Apart from not having the best processors around for a while, Intel’s problems have made Apple look foolish and invariably made it release products that it would probably have to compromise because of focus on design and engineering. 

  • The MacBook with Retina Display was an embarrassing product for Apple. It has now been silently discontinued. Till recently, it was powered by Intel’s Kaby Lake Core M CPUs which weren’t very powerful. While the design of this notebook has served to be the basis behind the design of the current generation of MacBook Pro and Air models, its performance was so lacking that it felt obsolete compared to both the iPad and MacBook Air. Most probably, Apple will bring back this notebook with an ARM chip. 
  • The MacBook Pro 15 in 2018 served as a big reminder that Apple’s design principles and the core technology available for high-end workstation notebooks were at loggerheads. Apple’s top of the line Intel Core i9 was throttling thanks to the poor thermal design that Apple had adopted for the CPU. Apple would probably argue that it usually was making the most extreme workstations designed for extreme mobility to which Intel’s chips weren’t able to rise to the occasion. 
  • Apple’s laptops have also started to lack the differentiation they used to have compared to Windows-based notebooks in the past which were based on the same Intel chips. Back in 2008, Apple collaborated with Intel to launch the MacBook Air. Intel designed a CPU with special packaging for Apple. Then in the early 2010s, Intel went ahead and collaborated with Microsoft for Ultrabook which basically strived to democratise what Apple was doing with the MacBook Air. With its own custom processors, it would be very hard to do an Apples to apple comparison with a Windows PC running the same CPU, just the way it is hard to compare an Android smartphone with an iPhone. 
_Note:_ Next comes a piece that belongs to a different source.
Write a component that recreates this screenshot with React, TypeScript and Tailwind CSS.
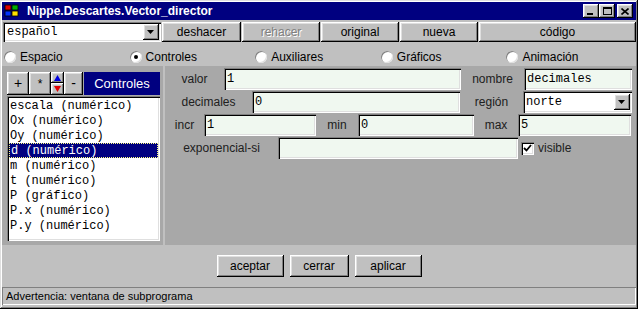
import React from "react";

const raised =
  "bg-[#c0c0c0] shadow-[inset_-1px_-1px_0_#000,inset_1px_1px_0_#fff,inset_-2px_-2px_0_#808080,inset_2px_2px_0_#dfdfdf]";
const sunken =
  "shadow-[inset_1px_1px_0_#808080,inset_2px_2px_0_#000,inset_-1px_-1px_0_#fff,inset_-2px_-2px_0_#dfdfdf]";
const mono = "font-['Liberation_Mono',monospace]";

function Radio({ label, checked }: { label: string; checked?: boolean }) {
  return (
    <div className="flex items-center gap-[4px]">
      <div className="w-[12px] h-[12px] rounded-full bg-white flex items-center justify-center shadow-[inset_1px_1px_0_#808080,inset_-1px_-1px_0_#dfdfdf]">
        {checked && <div className="w-[4px] h-[4px] rounded-full bg-black" />}
      </div>
      <span>{label}</span>
    </div>
  );
}

function Field({ w, value }: { w: number; value?: string }) {
  return (
    <div
      className={`h-full bg-[#f0f8f0] ${sunken} flex items-center pl-[3px] ${mono} text-[12px] text-black`}
      style={{ width: w }}
    >
      {value}
    </div>
  );
}

function Label({ w, text }: { w: number; text: string }) {
  return (
    <div className="h-full flex items-center justify-center text-[#202020]" style={{ width: w }}>
      {text}
    </div>
  );
}

function DropArrow() {
  return (
    <div className={`w-[16px] h-[16px] ${raised} flex items-center justify-center`}>
      <svg width="8" height="5" viewBox="0 0 8 5">
        <path d="M0 0h7L3.5 4z" fill="#000" />
      </svg>
    </div>
  );
}

function WinLogo() {
  return (
    <svg width="16" height="16" viewBox="0 0 16 16">
      <rect x="1" y="2" width="6" height="5" fill="#e00000" stroke="#000" strokeWidth="0.8" />
      <rect x="8" y="2" width="6" height="5" fill="#00b000" stroke="#000" strokeWidth="0.8" />
      <rect x="1" y="8" width="6" height="5" fill="#0030ff" stroke="#000" strokeWidth="0.8" />
      <rect x="8" y="8" width="6" height="5" fill="#ffe000" stroke="#000" strokeWidth="0.8" />
    </svg>
  );
}

function CapBtn({ children, className = "" }: { children: React.ReactNode; className?: string }) {
  return (
    <div className={`w-[16px] h-[14px] ${raised} flex items-center justify-center ${className}`}>
      {children}
    </div>
  );
}

const items = [
  "escala (numérico)",
  "Ox (numérico)",
  "Oy (numérico)",
  "d (numérico)",
  "m (numérico)",
  "t (numérico)",
  "P (gráfico)",
  "P.x (numérico)",
  "P.y (numérico)",
];

export default function App() {
  return (
    <div className="w-[638px] h-[309px] bg-[#c0c0c0] p-[2px] flex flex-col font-['Liberation_Sans',Arial,sans-serif] text-[12px] text-black shadow-[inset_-1px_-1px_0_#000,inset_1px_1px_0_#dfdfdf,inset_-2px_-2px_0_#808080,inset_2px_2px_0_#fff] overflow-hidden">
      {/* Title bar */}
      <div className="h-[18px] bg-[#000080] flex items-center pl-[2px] pr-[3px] shrink-0">
        <WinLogo />
        <span className="ml-[7px] text-white font-bold text-[12px] leading-none">
          Nippe.Descartes.Vector_director
        </span>
        <div className="ml-auto flex items-center">
          <CapBtn>
            <div className="w-[6px] h-[2px] bg-black mt-[6px] -ml-[2px]" />
          </CapBtn>
          <CapBtn>
            <div className="w-[9px] h-[8px] border border-black border-t-2" />
          </CapBtn>
          <CapBtn className="ml-[2px]">
            <svg width="8" height="7" viewBox="0 0 8 7">
              <path d="M0.5 0.5L7.5 6.5M7.5 0.5L0.5 6.5" stroke="#000" strokeWidth="1.6" />
            </svg>
          </CapBtn>
        </div>
      </div>

      {/* Toolbar row */}
      <div className="h-[20px] mt-[2px] flex shrink-0">
        <div className={`w-[158px] ml-[1px] h-full bg-white ${sunken} flex items-center pl-[4px] pr-[2px]`}>
          <span className={`${mono} text-[12px]`}>español</span>
          <div className="ml-auto">
            <DropArrow />
          </div>
        </div>
        <div className={`w-[79px] ml-[1px] h-full ${raised} flex items-center justify-center`}>deshacer</div>
        <div className={`w-[78px] ml-[1px] h-full ${raised} flex items-center justify-center text-[#808080] [text-shadow:1px_1px_0_#fff]`}>
          rehacer
        </div>
        <div className={`w-[78px] ml-[1px] h-full ${raised} flex items-center justify-center`}>original</div>
        <div className={`w-[78px] ml-[1px] h-full ${raised} flex items-center justify-center`}>nueva</div>
        <div className={`w-[157px] ml-[1px] h-full ${raised} flex items-center justify-center`}>código</div>
      </div>

      {/* Radio row */}
      <div className="h-[24px] grid grid-cols-5 w-[630px] pl-[2px] pt-[5px] items-center shrink-0">
        <Radio label="Espacio" />
        <Radio label="Controles" checked />
        <Radio label="Auxiliares" />
        <Radio label="Gráficos" />
        <Radio label="Animación" />
      </div>

      {/* Panels */}
      <div className="h-[179px] flex gap-[2px] shrink-0">
        {/* Left panel */}
        <div className="w-[161px] h-full bg-[#a8a8a8] pl-[5px] pt-[6px] pr-[3px]">
          <div className="flex h-[23px]">
            <div className={`w-[22px] h-full ${raised} flex items-center justify-center text-[14px]`}>+</div>
            <div className={`w-[22px] h-full ${raised} flex items-center justify-center text-[12px]`}>*</div>
            <div className="w-[13px] h-full flex flex-col">
              <div className={`h-[11px] ${raised} flex items-center justify-center`}>
                <svg width="7" height="6" viewBox="0 0 7 6">
                  <path d="M3.5 0L7 6H0z" fill="#0000e0" />
                </svg>
              </div>
              <div className={`h-[12px] ${raised} flex items-center justify-center`}>
                <svg width="7" height="6" viewBox="0 0 7 6">
                  <path d="M0 0h7L3.5 6z" fill="#e00000" />
                </svg>
              </div>
            </div>
            <div className={`w-[19px] h-full ${raised} flex items-center justify-center text-[14px]`}>-</div>
            <div className="flex-1 h-full bg-[#000080] text-white text-[13px] flex items-center justify-center ml-[1px]">
              Controles
            </div>
          </div>
          <div className={`mt-[1px] h-[145px] bg-white ${sunken} pl-[2px] pt-[2px] ${mono} text-[12px]`}>
            {items.map((it, i) => (
              <div
                key={it}
                className={`h-[15px] flex items-center pl-[1px] whitespace-pre ${
                  i === 3 ? "bg-[#000080] text-white border border-dotted border-[#ffff80] mr-[2px]" : ""
                }`}
              >
                {it}
              </div>
            ))}
          </div>
        </div>

        {/* Right panel */}
        <div className="flex-1 h-full bg-[#a8a8a8] pt-[2px] flex flex-col gap-[1px] text-[12px]">
          <div className="h-[22px] flex">
            <Label w={59} text="valor" />
            <Field w={237} value="1" />
            <Label w={63} text="nombre" />
            <Field w={108} value="decimales" />
          </div>
          <div className="h-[22px] flex">
            <Label w={87} text="decimales" />
            <Field w={208} value="0" />
            <Label w={63} text="región" />
            <div className={`w-[109px] h-full bg-white ${sunken} flex items-center pl-[3px] pr-[2px]`}>
              <span className={`${mono} text-[12px]`}>norte</span>
              <div className="ml-auto">
                <DropArrow />
              </div>
            </div>
          </div>
          <div className="h-[22px] flex">
            <Label w={39} text="incr" />
            <Field w={112} value="1" />
            <Label w={42} text="min" />
            <Field w={116} value="0" />
            <Label w={44} text="max" />
            <Field w={113} value="5" />
          </div>
          <div className="h-[22px] flex items-center">
            <Label w={113} text="exponencial-si" />
            <Field w={240} />
            <div className={`ml-[3px] w-[13px] h-[13px] bg-white ${sunken} flex items-center justify-center`}>
              <svg width="9" height="8" viewBox="0 0 9 8">
                <path d="M1 4L3.5 6.5L8 1" stroke="#000" strokeWidth="1.8" fill="none" />
              </svg>
            </div>
            <span className="ml-[4px] text-[#202020]">visible</span>
          </div>
        </div>
      </div>

      {/* Bottom buttons */}
      <div className="h-[42px] flex items-center justify-center gap-[6px] shrink-0">
        <div className={`w-[67px] h-[22px] ${raised} flex items-center justify-center`}>aceptar</div>
        <div className={`w-[59px] h-[22px] ${raised} flex items-center justify-center`}>cerrar</div>
        <div className={`w-[67px] h-[22px] ${raised} flex items-center justify-center`}>aplicar</div>
      </div>

      {/* Status bar */}
      <div className="h-[18px] shadow-[inset_1px_1px_0_#808080,inset_-1px_-1px_0_#fff] flex items-center pl-[4px] text-[11px] shrink-0">
        Advertencia: ventana de subprograma
      </div>
    </div>
  );
}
All applications may not be there at launch but there is hope 

The biggest headache with such a transition is compatibility for applications on the new hardware. Microsoft’s troubles with transitioning Windows win32 applications to Qualcomm and Nvidia’s ARM-based CPUs has proved that this transition could be a very hard one. Apple will likely do much better — the question is how much better? 

  • Apple already launched a project catalyst which has enabled developers to port their iOS apps to run on macOS. Some of the new core macOS apps like Apple Music, Apple News and Stocks have been built using this technology. But Apple hasn’t proved the way for developers to do something the other way round. That would make more sense as iPad and iPhone use ARM-based processors which is what is coming towards the Mac. 
  • But there are already rumours from reliable Apple watchers that Apple is turning up the lever. For instance, Jon Prosser claims that Apple is recompiling its pro applications like XCode for the iPad which could mean that there could be a version that’s in play for the MacBook on ARM. They could also in time be working on versions of Final Cut Pro and Logic. 
  • History dictates that Apple is likely to handle this transition better. When Apple transitioned from the PowerPC architecture to Intel, it did a couple of things. In its XCode software which allows developers to compile binaries, it had a checkbox allowing developers to choose between the two architectures and compile a unified binary. It also had a project which was similar to emulation called “Rosetta” allowing users to run apps compiled for the PowerPC on Intel chips with minimal performance issues. Apple will likely have similar tricks up its sleeve. Chances are that most iOS apps will be compatible out of the gate as Apple will use the same processor technology like the iPad and iPhone which will resolve an initial “chicken and egg” problem for Apple. 
  • Apple will likely announce transition plans this WWDC if it has a product launch next year. It will likely have some developer preview hardware as well. Expect Apple to start slowly and expand its Mac lineup to its own CPUs once it scales users on some of the more affordable MacBooks which likely wouldn’t need some of the more complex pro-level apps as most users will be using the device as a general-purpose computing tool. 

What does this mean for the user

  • Entry-level MacBooks will be faster than ever. On a base level, they will be as fast as the iPad Pro. 
  • They will likely have better battery life, sleeker designs while being more affordable. 
  • There is likely to be wide support for applications as there will be likely some level of emulation coupled with support for iPad apps. 
  • Pro-level applications will be absent in the first few months. The older the app, the longer the time its transition to ARM will take. Apps like Photoshop and Office could take time, but the good news is that they already have rudimentary versions for the iPad which will likely run.